La società ha 12 stabilimenti e 8 centri di ricerca, tra Italia, Cina, Brasile, Stati Uniti e Corea del Sud. «Nel mondo siamo la società che impiega più energie nel make up», conferma Ferrari, che lavora per oltre 300 gruppi della cosmetica. «Il 73,5 per cento di questo mercato è controllato da 30 grandi società e noi lavoriamo per 26 di queste. Non forniamo solo il prodotto, ma l’intero servizio, dall’innovazione alle campagne».

Lui eredita la passione per la bellezza dalla madre, chimica che amministra una società svizzera di creme per il viso. Nel 1972, in un sottoscala di Milano, comincia a produrre rossetti per venderli ai francesi; negli Ottanta sigla una joint venture con Estée Lauder, il che gli apre le porte di qualsiasi società del make up. «Il punto di forza è saper gestire le complessità. Ogni prodotto richiede una tecnologia su misura, materie prime differenti, innovazioni e impianti specifici», racconta l’imprenditore.

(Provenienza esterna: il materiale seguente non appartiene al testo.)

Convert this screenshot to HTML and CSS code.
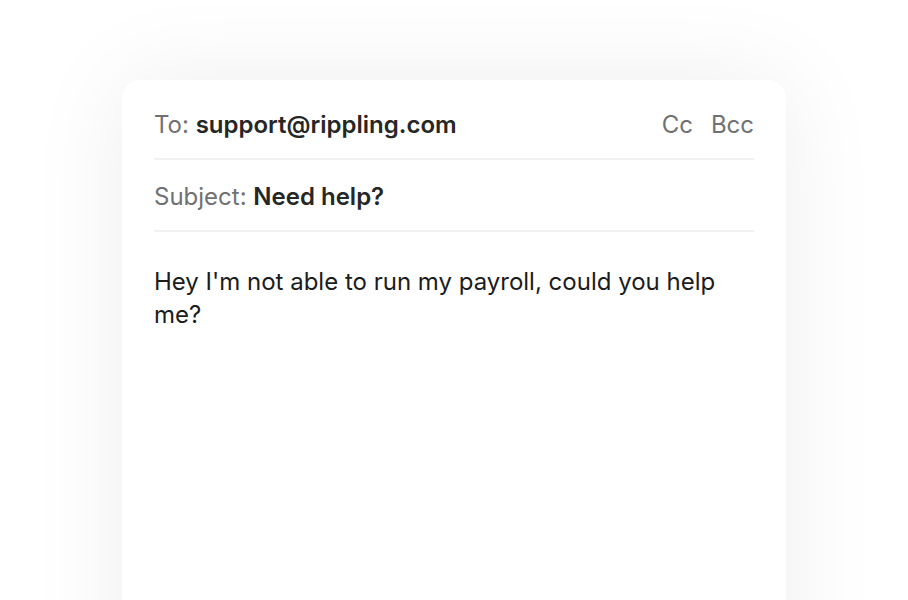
FILE: index.html
```html
<!DOCTYPE html>
<html lang="en">
<head>
    <meta charset="UTF-8">
    <title>New message</title>
    <link rel="stylesheet" href="styles.css">
</head>
<body>
    <div class="stage">
        <div class="mail-card">
            <!-- Recipient row -->
            <div class="mail-row">
                <div class="field">
                    <span class="label">To:</span>
                    <span class="value">support@rippling.com</span>
                </div>
                <div class="extras">
                    <span>Cc</span>
                    <span>Bcc</span>
                </div>
            </div>

            <!-- Subject row -->
            <div class="mail-row">
                <div class="field">
                    <span class="label">Subject:</span>
                    <span class="value">Need help?</span>
                </div>
            </div>

            <!-- Message body -->
            <p class="mail-body">Hey I'm not able to run my payroll, could you help me?</p>
        </div>
    </div>
</body>
</html>
```

FILE: styles.css
```css
/* Page */
body {
    margin: 0;
    background-color: #fff;
    font-family: Inter, "Noto Sans", sans-serif;
    overflow: hidden;
}

.stage {
    height: 600px;
    padding: 80px 122px 0;
    box-sizing: border-box;
}

/* Card */
.mail-card {
    background-color: #fff;
    border-radius: 18px;
    padding: 8px 32px 0;
    height: 700px;
    box-shadow: 0 0 100px rgba(0, 0, 0, 0.07);
}

.mail-row {
    display: flex;
    justify-content: space-between;
    align-items: center;
    padding: 21px 0 17px;
    line-height: 32px;
    font-size: 24px;
    border-bottom: 2px solid #f2f2f2;
}

.field .label {
    color: #717171;
}

.field .value {
    color: #262626;
    font-weight: 600;
}

.extras {
    display: flex;
    gap: 18px;
    color: #717171;
}

.mail-body {
    margin: 33px 0 0;
    font-size: 24px;
    line-height: 33px;
    color: #1c1c1c;
}
```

Negli anni Intercos è stata la nave scuola di tutte le altre società, da Chromavis alla bergamasca B.Kolor, specializzata in prodotti naturali ed ecologici. Tutte realtà create grazie al know how di ex dipendenti di Intercos pronti a seguire l’arte del maestro. Lo stesso re del mascara Renato Ancorotti, 59 anni, ha parole di grande stima per il guru Ferrari.

La Ancorotti Cosmetics è nata nel 2008, inizio crisi, ma cresce ogni anno del 30 per cento e chiuderà il 2015 a 40 milioni di fatturato; ha 130 dipendenti e 9 stabilimenti, ma entro l’anno ne saranno inaugurati altri due per allargare il business alle polveri di ombretti e fard. Produce 800 mila chili di rimmel -100 milioni di pezzi l’anno- e ne esporta il 77 per cento: «È il prodotto più venduto nel mondo, se ne fa un miliardo di pezzi l’anno. E noi ne controlliamo un decimo», spiega l’imprenditore, secondo cui questo è il prodotto più complesso da realizzare. «Perché le asiatiche hanno ciglia corte e le sognano lunghe e folte, le europee vorrebbero l’effetto “curling”, di arricciatura, senza perdere tempo allo specchio...». L’eccellenza nascosta dell’Italian beauty darà a ciascuna donna il suo.